# AIM OF THE TASK
Can you write out the whole listing exactly?

—————

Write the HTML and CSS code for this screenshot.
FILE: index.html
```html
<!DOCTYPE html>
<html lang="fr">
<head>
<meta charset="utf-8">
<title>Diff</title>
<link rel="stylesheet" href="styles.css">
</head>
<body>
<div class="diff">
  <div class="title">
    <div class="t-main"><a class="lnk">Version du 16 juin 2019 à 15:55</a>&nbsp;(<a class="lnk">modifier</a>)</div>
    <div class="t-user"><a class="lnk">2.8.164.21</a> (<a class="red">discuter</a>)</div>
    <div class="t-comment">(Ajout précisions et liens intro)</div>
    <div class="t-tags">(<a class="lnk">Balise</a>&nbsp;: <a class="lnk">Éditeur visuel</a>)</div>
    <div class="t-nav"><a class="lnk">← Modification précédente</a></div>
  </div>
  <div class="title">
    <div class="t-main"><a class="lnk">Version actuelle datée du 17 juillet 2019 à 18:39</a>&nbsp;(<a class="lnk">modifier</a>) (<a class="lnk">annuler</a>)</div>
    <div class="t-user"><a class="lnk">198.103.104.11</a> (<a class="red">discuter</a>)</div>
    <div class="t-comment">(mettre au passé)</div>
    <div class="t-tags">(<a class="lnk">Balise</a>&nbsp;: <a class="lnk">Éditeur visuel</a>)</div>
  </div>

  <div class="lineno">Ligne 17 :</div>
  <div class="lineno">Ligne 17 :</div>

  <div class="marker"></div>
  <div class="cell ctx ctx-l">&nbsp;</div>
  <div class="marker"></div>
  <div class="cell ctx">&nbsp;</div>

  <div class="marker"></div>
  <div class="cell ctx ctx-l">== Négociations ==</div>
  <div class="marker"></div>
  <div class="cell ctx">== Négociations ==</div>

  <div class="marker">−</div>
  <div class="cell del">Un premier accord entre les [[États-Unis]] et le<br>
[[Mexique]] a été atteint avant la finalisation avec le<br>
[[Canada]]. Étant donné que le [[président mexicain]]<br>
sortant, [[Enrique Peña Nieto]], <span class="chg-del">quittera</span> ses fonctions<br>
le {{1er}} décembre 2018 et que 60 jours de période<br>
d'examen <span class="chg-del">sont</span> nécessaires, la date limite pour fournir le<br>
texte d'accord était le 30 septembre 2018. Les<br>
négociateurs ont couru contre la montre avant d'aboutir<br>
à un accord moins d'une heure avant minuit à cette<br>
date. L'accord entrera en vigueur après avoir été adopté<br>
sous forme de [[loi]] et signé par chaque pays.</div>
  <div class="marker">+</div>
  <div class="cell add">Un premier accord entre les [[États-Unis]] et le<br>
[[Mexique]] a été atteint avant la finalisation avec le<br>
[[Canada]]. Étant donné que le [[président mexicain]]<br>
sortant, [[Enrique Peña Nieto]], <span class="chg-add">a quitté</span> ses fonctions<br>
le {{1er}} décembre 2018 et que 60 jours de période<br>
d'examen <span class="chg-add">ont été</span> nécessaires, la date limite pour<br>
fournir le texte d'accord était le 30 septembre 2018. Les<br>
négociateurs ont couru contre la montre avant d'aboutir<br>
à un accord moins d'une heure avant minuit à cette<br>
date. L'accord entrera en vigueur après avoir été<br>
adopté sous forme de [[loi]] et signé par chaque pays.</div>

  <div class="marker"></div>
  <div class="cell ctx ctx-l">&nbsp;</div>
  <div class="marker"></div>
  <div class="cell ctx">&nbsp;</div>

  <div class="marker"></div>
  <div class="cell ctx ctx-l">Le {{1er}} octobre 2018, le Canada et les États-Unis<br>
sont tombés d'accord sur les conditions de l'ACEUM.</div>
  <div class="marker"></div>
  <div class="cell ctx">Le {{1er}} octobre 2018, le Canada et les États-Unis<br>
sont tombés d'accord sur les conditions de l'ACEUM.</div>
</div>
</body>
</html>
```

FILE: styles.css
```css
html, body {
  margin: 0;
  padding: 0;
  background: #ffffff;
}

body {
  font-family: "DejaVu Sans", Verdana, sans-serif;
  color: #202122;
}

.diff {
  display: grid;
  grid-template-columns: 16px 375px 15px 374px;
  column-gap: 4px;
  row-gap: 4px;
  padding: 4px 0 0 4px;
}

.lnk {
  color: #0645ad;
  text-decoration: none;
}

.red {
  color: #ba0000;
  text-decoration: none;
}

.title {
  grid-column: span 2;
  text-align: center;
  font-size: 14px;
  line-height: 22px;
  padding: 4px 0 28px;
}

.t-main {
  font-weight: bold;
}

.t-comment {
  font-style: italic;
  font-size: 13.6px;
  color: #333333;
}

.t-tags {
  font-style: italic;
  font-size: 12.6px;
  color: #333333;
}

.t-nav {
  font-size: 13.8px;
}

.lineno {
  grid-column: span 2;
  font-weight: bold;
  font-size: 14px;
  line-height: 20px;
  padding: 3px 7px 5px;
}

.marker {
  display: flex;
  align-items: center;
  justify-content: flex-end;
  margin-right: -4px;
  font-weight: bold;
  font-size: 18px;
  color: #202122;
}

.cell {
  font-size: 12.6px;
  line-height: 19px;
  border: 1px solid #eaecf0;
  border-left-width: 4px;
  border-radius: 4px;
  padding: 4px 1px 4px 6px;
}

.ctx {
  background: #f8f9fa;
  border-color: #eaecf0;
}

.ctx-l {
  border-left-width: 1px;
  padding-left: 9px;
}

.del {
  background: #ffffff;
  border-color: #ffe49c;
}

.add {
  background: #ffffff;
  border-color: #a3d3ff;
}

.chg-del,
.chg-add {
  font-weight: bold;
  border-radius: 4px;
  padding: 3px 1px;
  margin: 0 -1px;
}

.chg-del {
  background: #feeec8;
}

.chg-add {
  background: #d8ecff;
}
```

—————

# CORRECT RESULT
Write the HTML and CSS code for this screenshot.
FILE: index.html
```html
<!DOCTYPE html>
<html lang="fr">
<head>
<meta charset="utf-8">
<title>Diff</title>
<link rel="stylesheet" href="styles.css">
</head>
<body>
<div class="diff">
  <div class="title">
    <div class="t-main"><a class="lnk">Version du 16 juin 2019 à 15:55</a>&nbsp;(<a class="lnk">modifier</a>)</div>
    <div class="t-user"><a class="lnk">2.8.164.21</a> (<a class="red">discuter</a>)</div>
    <div class="t-comment">(Ajout précisions et liens intro)</div>
    <div class="t-tags">(<a class="lnk">Balise</a>&nbsp;: <a class="lnk">Éditeur visuel</a>)</div>
    <div class="t-nav"><a class="lnk">← Modification précédente</a></div>
  </div>
  <div class="title">
    <div class="t-main"><a class="lnk">Version actuelle datée du 17 juillet 2019 à 18:39</a>&nbsp;(<a class="lnk">modifier</a>) (<a class="lnk">annuler</a>)</div>
    <div class="t-user"><a class="lnk">198.103.104.11</a> (<a class="red">discuter</a>)</div>
    <div class="t-comment">(mettre au passé)</div>
    <div class="t-tags">(<a class="lnk">Balise</a>&nbsp;: <a class="lnk">Éditeur visuel</a>)</div>
  </div>

  <div class="lineno">Ligne 17 :</div>
  <div class="lineno">Ligne 17 :</div>

  <div class="marker"></div>
  <div class="cell ctx ctx-l">&nbsp;</div>
  <div class="marker"></div>
  <div class="cell ctx">&nbsp;</div>

  <div class="marker"></div>
  <div class="cell ctx ctx-l">== Négociations ==</div>
  <div class="marker"></div>
  <div class="cell ctx">== Négociations ==</div>

  <div class="marker">−</div>
  <div class="cell del">Un premier accord entre les [[États-Unis]] et le<br>
[[Mexique]] a été atteint avant la finalisation avec le<br>
[[Canada]]. Étant donné que le [[président mexicain]]<br>
sortant, [[Enrique Peña Nieto]], <span class="chg-del">quittera</span> ses fonctions<br>
le {{1er}} décembre 2018 et que 60 jours de période<br>
d'examen <span class="chg-del">sont</span> nécessaires, la date limite pour fournir le<br>
texte d'accord était le 30 septembre 2018. Les<br>
négociateurs ont couru contre la montre avant d'aboutir<br>
à un accord moins d'une heure avant minuit à cette<br>
date. L'accord entrera en vigueur après avoir été adopté<br>
sous forme de [[loi]] et signé par chaque pays.</div>
  <div class="marker">+</div>
  <div class="cell add">Un premier accord entre les [[États-Unis]] et le<br>
[[Mexique]] a été atteint avant la finalisation avec le<br>
[[Canada]]. Étant donné que le [[président mexicain]]<br>
sortant, [[Enrique Peña Nieto]], <span class="chg-add">a quitté</span> ses fonctions<br>
le {{1er}} décembre 2018 et que 60 jours de période<br>
d'examen <span class="chg-add">ont été</span> nécessaires, la date limite pour<br>
fournir le texte d'accord était le 30 septembre 2018. Les<br>
négociateurs ont couru contre la montre avant d'aboutir<br>
à un accord moins d'une heure avant minuit à cette<br>
date. L'accord entrera en vigueur après avoir été<br>
adopté sous forme de [[loi]] et signé par chaque pays.</div>

  <div class="marker"></div>
  <div class="cell ctx ctx-l">&nbsp;</div>
  <div class="marker"></div>
  <div class="cell ctx">&nbsp;</div>

  <div class="marker"></div>
  <div class="cell ctx ctx-l">Le {{1er}} octobre 2018, le Canada et les États-Unis<br>
sont tombés d'accord sur les conditions de l'ACEUM.</div>
  <div class="marker"></div>
  <div class="cell ctx">Le {{1er}} octobre 2018, le Canada et les États-Unis<br>
sont tombés d'accord sur les conditions de l'ACEUM.</div>
</div>
</body>
</html>
```

FILE: styles.css
```css
html, body {
  margin: 0;
  padding: 0;
  background: #ffffff;
}

body {
  font-family: "DejaVu Sans", Verdana, sans-serif;
  color: #202122;
}

.diff {
  display: grid;
  grid-template-columns: 16px 375px 15px 374px;
  column-gap: 4px;
  row-gap: 4px;
  padding: 4px 0 0 4px;
}

.lnk {
  color: #0645ad;
  text-decoration: none;
}

.red {
  color: #ba0000;
  text-decoration: none;
}

.title {
  grid-column: span 2;
  text-align: center;
  font-size: 14px;
  line-height: 22px;
  padding: 4px 0 28px;
}

.t-main {
  font-weight: bold;
}

.t-comment {
  font-style: italic;
  font-size: 13.6px;
  color: #333333;
}

.t-tags {
  font-style: italic;
  font-size: 12.6px;
  color: #333333;
}

.t-nav {
  font-size: 13.8px;
}

.lineno {
  grid-column: span 2;
  font-weight: bold;
  font-size: 14px;
  line-height: 20px;
  padding: 3px 7px 5px;
}

.marker {
  display: flex;
  align-items: center;
  justify-content: flex-end;
  margin-right: -4px;
  font-weight: bold;
  font-size: 18px;
  color: #202122;
}

.cell {
  font-size: 12.6px;
  line-height: 19px;
  border: 1px solid #eaecf0;
  border-left-width: 4px;
  border-radius: 4px;
  padding: 4px 1px 4px 6px;
}

.ctx {
  background: #f8f9fa;
  border-color: #eaecf0;
}

.ctx-l {
  border-left-width: 1px;
  padding-left: 9px;
}

.del {
  background: #ffffff;
  border-color: #ffe49c;
}

.add {
  background: #ffffff;
  border-color: #a3d3ff;
}

.chg-del,
.chg-add {
  font-weight: bold;
  border-radius: 4px;
  padding: 3px 1px;
  margin: 0 -1px;
}

.chg-del {
  background: #feeec8;
}

.chg-add {
  background: #d8ecff;
}
```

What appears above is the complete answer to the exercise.